We, therefore, invite the ISSB, whose only focus remains on climate, to adopt double materiality in its standard-setting process and to cover the entire ESG spectrum in the development of its future standards. In doing so, they would align themselves to EFRAG’s standards while covering environmental, social, and governance issues, without leaving any undervalued topics.

While reporting on climate is the first necessary step, it simply isn’t enough in light of the other issues our world is currently facing. We encourage the ISSB’s initiative, but we also recommend that it adopts a holistic point of view and goes further by drawing on the work carried out by EFRAG, an entity 15 years in advance on the matter.  

A failure to recognize double materiality is detrimental to sustainable development – and, ironically, long-term financial success.


3. EFRAG benefits from its pioneer position on sustainability reporting standards but needs to adopt impact terminology and IMP framework to improve its application.

We welcome EFRAG’s references to impact terminology (impact materiality, stakeholder, scale), but we think the final standards should also consider the Impact Management Project framework that introduces the notion of thresholds as a key component in impact assessment. 

Finally, if EFRAG wants to meet its ambitious targets, it must offer practical and interpretative guidelines. 



We should all be championing the strongest interpretations of “double materiality” and demanding the highest standard in order to have a holistic and transparent view of a company’s impact.

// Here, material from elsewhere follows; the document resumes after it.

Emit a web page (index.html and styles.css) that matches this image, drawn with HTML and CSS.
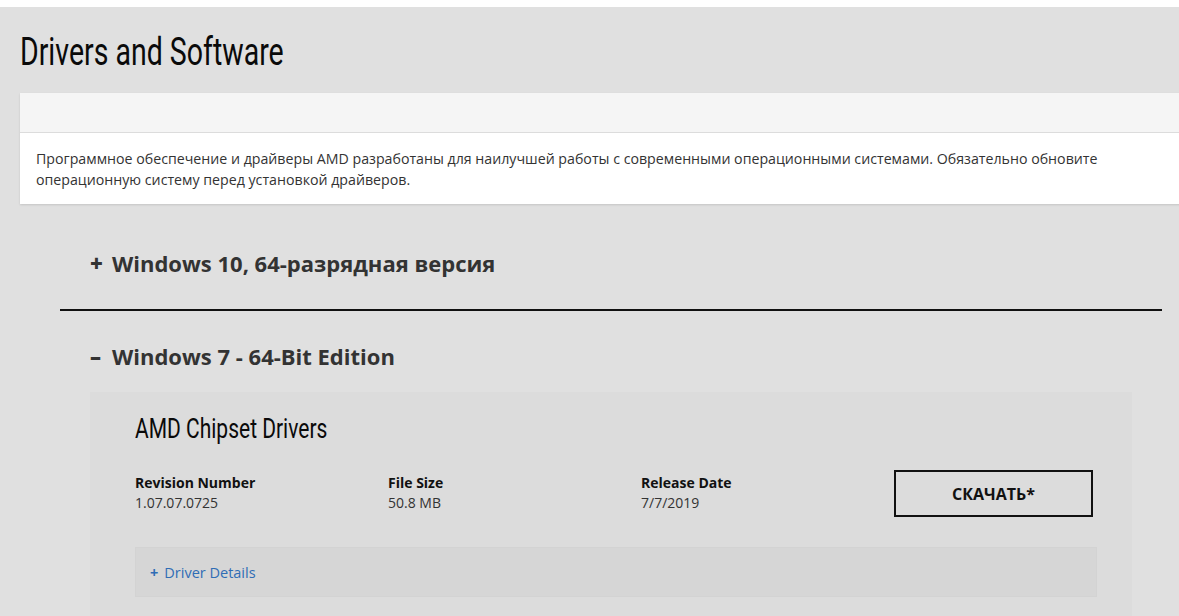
FILE: index.html
```html
<!DOCTYPE html>
<html lang="ru">
<head>
    <meta charset="UTF-8">
    <meta name="viewport" content="width=device-width, initial-scale=1.0">
    <title>Drivers and Software</title>
    <link rel="stylesheet" href="styles.css">
</head>
<body>
    <div class="page">
        <h1 class="page-title"><span class="narrow">Drivers and Software</span></h1>

        <div class="notice">
            <div class="notice-head"></div>
            <div class="notice-body">
                Программное обеспечение и драйверы AMD разработаны для наилучшей работы с современными операционными системами. Обязательно обновите операционную систему перед установкой драйверов.
            </div>
        </div>

        <div class="os-list">
            <div class="os-item">
                <h2 class="os-title"><span class="os-sign">+</span>Windows 10, 64-разрядная версия</h2>
            </div>
            <div class="os-item os-open">
                <h2 class="os-title"><span class="os-sign">–</span>Windows 7 - 64-Bit Edition</h2>

                <div class="driver">
                    <h3 class="driver-name"><span class="narrow">AMD Chipset Drivers</span></h3>
                    <div class="driver-meta">
                        <div class="meta">
                            <div class="meta-label">Revision Number</div>
                            <div class="meta-value">1.07.07.0725</div>
                        </div>
                        <div class="meta">
                            <div class="meta-label">File Size</div>
                            <div class="meta-value">50.8 MB</div>
                        </div>
                        <div class="meta">
                            <div class="meta-label">Release Date</div>
                            <div class="meta-value">7/7/2019</div>
                        </div>
                        <div class="meta meta-btn">
                            <a class="btn-download" href="#">СКАЧАТЬ*</a>
                        </div>
                    </div>
                    <div class="details">
                        <a class="details-link" href="#"><span class="details-sign">+</span>Driver Details</a>
                    </div>
                </div>
            </div>
        </div>
    </div>
</body>
</html>
```

FILE: styles.css
```css
html, body{
    margin: 0;
    padding: 0;
}
body{
    background: #fff;
    font-family: "Open Sans", "Noto Sans", sans-serif;
    color: #333;
    overflow: hidden;
}
.page{
    margin-top: 7px;
    background: #e0e0e0;
    padding: 20px 0 40px 20px;
    min-height: 600px;
}
/* no condensed face installed, so squeeze Roboto */
.narrow{
    display: inline-block;
    transform: scaleX(0.75);
    transform-origin: left center;
    white-space: nowrap;
}
.page-title{
    margin: 2px 0 18px 0;
    font-family: "Roboto", "Liberation Sans", sans-serif;
    font-weight: normal;
    font-size: 38px;
    line-height: 46px;
    color: #0a0a0a;
}
/* notice block */
.notice{
    background: #fff;
    box-shadow: 0 1px 2px rgba(0, 0, 0, .12);
    margin-right: -20px;
}
.notice-head{
    height: 39px;
    background: #f5f5f5;
    border-bottom: 1px solid #dcdcdc;
}
.notice-body{
    padding: 15px 60px 14px 16px;
    font-size: 14.2px;
    line-height: 21px;
    color: #333;
}
/* os accordion */
.os-list{
    margin: 13px 17px 0 40px;
}
.os-item{
    padding: 0 30px;
}
.os-item + .os-item{
    border-top: 2px solid #111;
}
.os-title{
    margin: 0;
    font-size: 22px;
    font-weight: 700;
    line-height: 30px;
    color: #333;
    padding: 31px 0 31px 0;
}
.os-open .os-title{
    padding: 30px 0 21px 0;
}
.os-sign{
    display: inline-block;
    width: 22px;
    font-weight: 800;
}
/* driver card */
.driver{
    background: #dcdcdc;
    padding: 19px 35px 20px 45px;
}
.driver-name{
    margin: 0 0 23px 0;
    font-family: "Roboto", "Liberation Sans", sans-serif;
    font-weight: normal;
    font-size: 28px;
    line-height: 36px;
    color: #0a0a0a;
}
.driver-meta{
    display: grid;
    grid-template-columns: 253px 253px 253px 199px;
    align-items: start;
}
.meta-label{
    font-size: 14px;
    font-weight: 700;
    color: #111;
    line-height: 20px;
    margin-top: 3px;
}
.meta-value{
    font-size: 14px;
    color: #333;
    line-height: 20px;
}
.btn-download{
    display: flex;
    align-items: center;
    justify-content: center;
    height: 43px;
    border: 2px solid #111;
    color: #111;
    text-decoration: none;
    font-weight: 700;
    font-size: 16px;
}
.details{
    margin-top: 30px;
    background: #d6d6d6;
    border: 1px solid #d3d3d3;
    height: 48px;
    display: flex;
    align-items: center;
    padding-left: 14px;
}
.details-link{
    color: #2f6db5;
    text-decoration: none;
    font-size: 14.5px;
}
.details-sign{
    font-weight: 700;
    margin-right: 6px;
}
```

That is why we think EFRAG’s sustainable standard reporting is more complete than that of the ISSB.

Although we recommend some improvements to EFRAG’s reporting, as mentioned above, we think that following that path is the best way for investors to protect themselves from risk exposure. Indeed, increasingly, “the sustainability of a business model will become material to the enterprise and to its financial value” as mentioned by Martin Moloney, Secretary General of IOSCO in this article of Responsible Investor.